Pages as source code:
+ + + + + + +

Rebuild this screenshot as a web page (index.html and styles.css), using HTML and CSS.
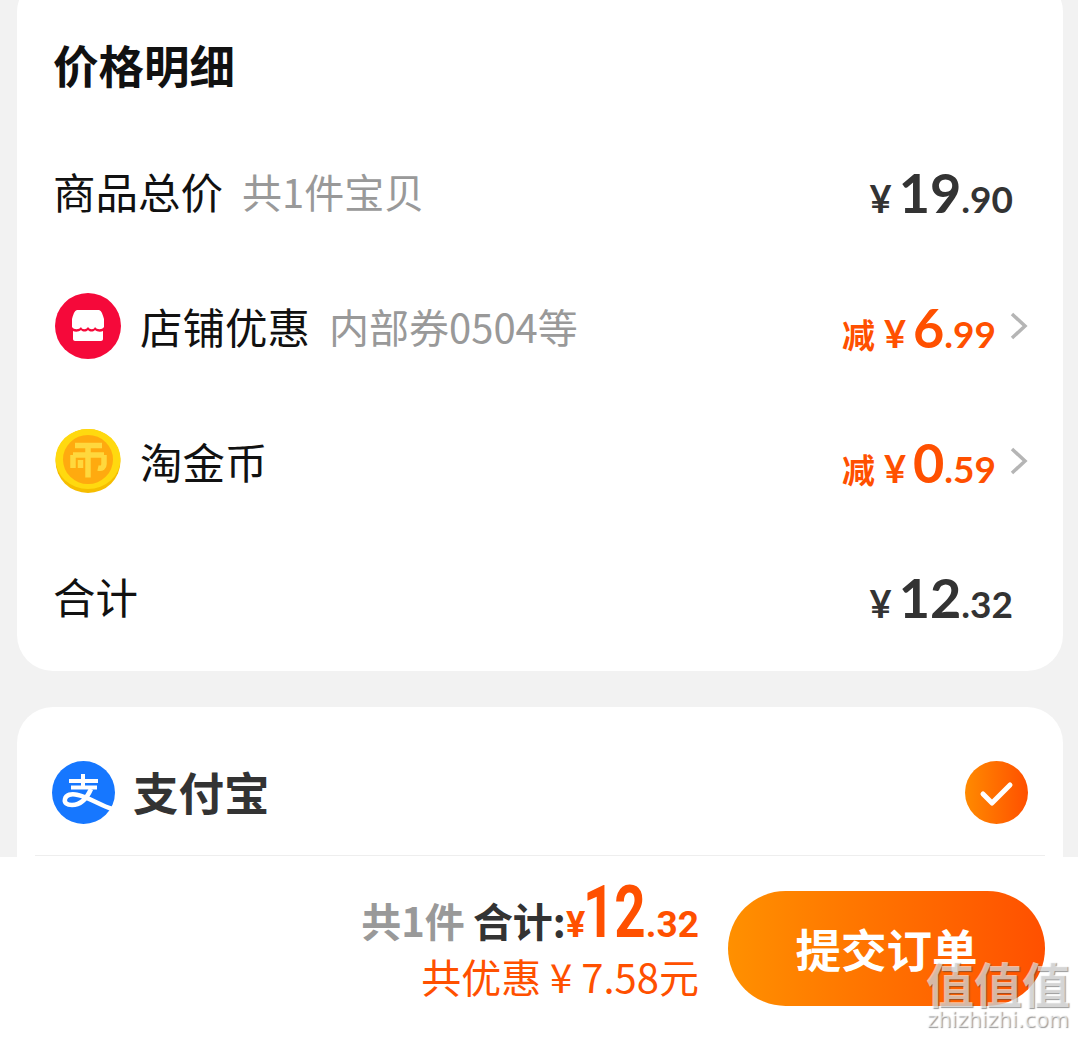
FILE: index.html
```html
<!DOCTYPE html>
<html lang="zh">
<head>
  <meta charset="utf-8" />
  <title>价格明细</title>
  <link rel="stylesheet" href="styles.css">
</head>
<body>
  <div class="page">
    <div class="main">
      <!-- price card -->
      <div class="card card--price">
        <h2 class="card__title">价格明细</h2>

        <div class="row">
          <div class="row__left">
            <span class="row__label">商品总价</span>
            <span class="row__sub">共1件宝贝</span>
          </div>
          <div class="price"><span class="price__sym">¥</span><span class="price__int">19</span><span class="price__dec">.90</span></div>
        </div>

        <div class="row row--more">
          <div class="row__left">
            <svg class="row__icon" viewBox="0 0 66 66">
              <circle cx="33" cy="33" r="33" fill="#f5093a"/>
              <path d="M23 17h20c3 0 4 2 6 9v8c-2 3-7 3-9 0-1 3-5 3-7 0-2 3-6 3-7 0-2 3-7 3-9 0v-8c2-7 3-9 6-9z" fill="#fff"/>
              <path d="M18 38c2 1 6 1 8-1 2 2 5 2 7 0 2 2 5 2 7 0 2 2 6 2 8 1v8c0 1-1 2-2 2H20c-1 0-2-1-2-2z" fill="#fff"/>
            </svg>
            <span class="row__label">店铺优惠</span>
            <span class="row__sub">内部券0504等</span>
          </div>
          <div class="price price--cut"><span class="price__cut">减</span><span class="price__sym">¥</span><span class="price__int">6</span><span class="price__dec">.99</span></div>
          <svg class="chevron" viewBox="0 0 18 28"><path d="M2 2l13 12L2 26" fill="none" stroke="#b5b5b5" stroke-width="3.500"/></svg>
        </div>

        <div class="row row--more">
          <div class="row__left">
            <svg class="row__icon" viewBox="0 0 66 66">
              <ellipse cx="33" cy="33" rx="32.500" ry="32" fill="#f6bd00"/>
              <ellipse cx="33" cy="31" rx="32.500" ry="30" fill="#ffd90f"/>
              <ellipse cx="33" cy="31.500" rx="25" ry="24.500" fill="#ffaa0f"/>
              <path d="M20 17.500h27M33 17.500v32M18 27h31M18 27v13M49 27v9c0 3-2 5-6 4M25.500 32v8" fill="none" stroke="#ffd83d" stroke-width="5.500"/>
            </svg>
            <span class="row__label">淘金币</span>
          </div>
          <div class="price price--cut"><span class="price__cut">减</span><span class="price__sym">¥</span><span class="price__int">0</span><span class="price__dec">.59</span></div>
          <svg class="chevron" viewBox="0 0 18 28"><path d="M2 2l13 12L2 26" fill="none" stroke="#b5b5b5" stroke-width="3.500"/></svg>
        </div>

        <div class="row">
          <div class="row__left">
            <span class="row__label">合计</span>
          </div>
          <div class="price"><span class="price__sym">¥</span><span class="price__int">12</span><span class="price__dec">.32</span></div>
        </div>
      </div>

      <!-- pay card -->
      <div class="card card--pay">
        <div class="pay">
          <div class="pay__left">
            <svg class="pay__icon" viewBox="0 0 63 63">
              <circle cx="31.500" cy="31.500" r="31.500" fill="#1677ff"/>
              <path d="M17 20h29M31 13v13M19 26.500h26" fill="none" stroke="#fff" stroke-width="4"/>
              <path d="M39 28c-4 9-10 16-19 16-5 0-8-2-7-6 1-4 6-6 13-4 10 2 22 10 34 14" fill="none" stroke="#fff" stroke-width="4.500"/>
            </svg>
            <span class="pay__name">支付宝</span>
          </div>
          <svg class="pay__check" viewBox="0 0 63 63">
            <defs>
              <linearGradient id="chk"><stop offset="0" stop-color="#ff8a00"/><stop offset="1" stop-color="#ff5000"/></linearGradient>
            </defs>
            <circle cx="31.500" cy="31.500" r="31.500" fill="url(#chk)"/>
            <path d="M18 33l9 9 18-18" fill="none" stroke="#fff" stroke-width="5" stroke-linecap="round" stroke-linejoin="round"/>
          </svg>
        </div>
      </div>
    </div>

    <!-- bottom bar -->
    <div class="bar">
      <div class="bar__sum">
        <div class="bar__total">
          <span class="bar__count">共1件</span>
          <span class="bar__word">合计:</span><span class="bar__sym">¥</span><span class="bar__int">12</span><span class="bar__dec">.32</span>
        </div>
        <div class="bar__save">共优惠 ¥ 7.58元</div>
      </div>
      <div class="bar__btn">提交订单</div>
    </div>

    <div class="mark">
      <div class="mark__big">值值值</div>
      <div class="mark__small">zhizhizhi.com</div>
    </div>
  </div>
</body>
</html>
```

FILE: styles.css
```css
* {
  margin: 0;
  padding: 0;
  box-sizing: border-box;
}

body {
  background: #f2f2f2;
  font-family: "Noto Sans CJK SC", "Noto Sans", sans-serif;
  color: #111;
}

.page {
  position: relative;
  height: 1039px;
  display: flex;
  flex-direction: column;
  overflow: hidden;
}

.main {
  height: 857px;
  overflow: hidden;
  padding: 0 15px 0 17px;
}

/* cards */
.card {
  background: #fff;
  border-radius: 36px;
}
.card--price {
  margin-top: -24px;
  padding: 52px 0 5px;
}
.card--pay {
  margin-top: 36px;
  height: 300px;
  padding: 0 18px;
}
.card__title {
  height: 72px;
  line-height: 72px;
  margin-bottom: 26px;
  padding-left: 36px;
  font-size: 45.500px;
  font-weight: 700;
}

/* rows */
.row {
  height: 135px;
  display: flex;
  align-items: center;
  justify-content: space-between;
  padding: 0 50px 0 36px;
}
.row--more {
  padding-right: 35px;
}
.row__left {
  flex: 1;
  display: flex;
  align-items: center;
  padding-bottom: 6px;
}
.row__icon {
  width: 66px;
  height: 66px;
  margin: 0 19px 0 2px;
}
.row__label {
  font-size: 42.500px;
  line-height: 60px;
}
.row__sub {
  font-size: 40px;
  line-height: 60px;
  color: #999;
  margin-left: 19px;
}

/* prices */
.price {
  display: flex;
  align-items: baseline;
  margin-bottom: 2px;
  font-family: Lato, "Noto Sans CJK SC", sans-serif;
  font-weight: 700;
  color: #333;
}
.price__sym {
  font-size: 38px;
  margin-right: 7px;
}
.price__int {
  font-size: 54px;
}
.price__dec {
  font-size: 37px;
}
.price--cut {
  color: #ff5000;
  margin-bottom: 3px;
}
.price__cut {
  font-family: "Noto Sans CJK SC", sans-serif;
  font-size: 33px;
  margin-right: 9px;
}
.chevron {
  width: 18px;
  height: 28px;
  margin: -6px 0 0 14px;
}

/* pay row */
.pay {
  height: 149px;
  display: flex;
  align-items: center;
  justify-content: space-between;
  padding: 23px 17px 0 17px;
  border-bottom: 1px solid #eee;
}
.pay__left {
  display: flex;
  align-items: center;
}
.pay__icon {
  width: 63px;
  height: 63px;
  margin-right: 18px;
}
.pay__name {
  font-size: 45.500px;
  line-height: 60px;
  margin-top: -3px;
  font-weight: 700;
  color: #333;
}
.pay__check {
  width: 63px;
  height: 63px;
}

/* bottom bar */
.bar {
  flex: 1;
  background: #fff;
  display: flex;
  justify-content: flex-end;
  align-items: flex-start;
  padding: 24px 33px 0 0;
}
.bar__sum {
  text-align: right;
  margin-right: 29px;
  font-size: 40px;
  line-height: 50px;
}
.bar__total {
  display: flex;
  align-items: baseline;
  justify-content: flex-end;
  font-weight: 700;
  height: 70px;
  padding-top: 7px;
}
.bar__count {
  color: #999;
  margin-right: 8px;
}
.bar__word {
  color: #333;
}
.bar__sym {
  color: #ff5000;
  font-family: Roboto, sans-serif;
  font-size: 36px;
}
/* the big digits in the reference are condensed, and no narrow face is installed */
.bar__int {
  color: #ff5000;
  font-family: Roboto, sans-serif;
  font-size: 72px;
  transform: scaleX(0.76);
  margin: 0 -10px 0 -12px;
}
.bar__dec {
  color: #ff5000;
  font-family: Roboto, sans-serif;
  font-size: 37px;
}
.bar__save {
  color: #ff5000;
}
.bar__btn {
  width: 317px;
  height: 115px;
  margin-top: 10px;
  border-radius: 58px;
  background: linear-gradient(to right, #ff9000, #ff5000);
  color: #fff;
  font-size: 45.500px;
  font-weight: 700;
  line-height: 115px;
  text-align: center;
}

/* watermark over the corner */
.mark {
  position: absolute;
  right: 8px;
  bottom: 6px;
  color: rgba(255, 255, 255, 0.6);
  text-align: center;
  text-shadow: 1px 1px 1px rgba(70, 70, 70, 0.55);
}
.mark__big {
  font-size: 48px;
  line-height: 50px;
  font-weight: 700;
}
.mark__small {
  font-family: "DejaVu Sans", sans-serif;
  font-size: 21px;
  line-height: 26px;
}
```
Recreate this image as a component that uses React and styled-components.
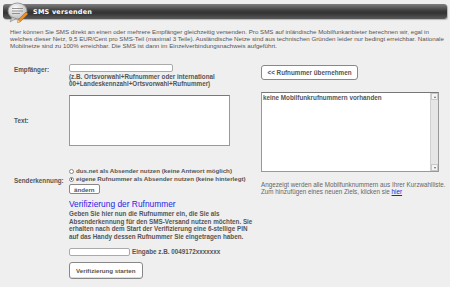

+ + + + + + +

> **Task statement**: Your task is to gather all lines from the entries above that hold the word "styles".

> **The response**:
Rebuild this screenshot as a web page (index.html and styles.css), using HTML and CSS.
  <link rel="stylesheet" href="styles.css">
FILE: styles.css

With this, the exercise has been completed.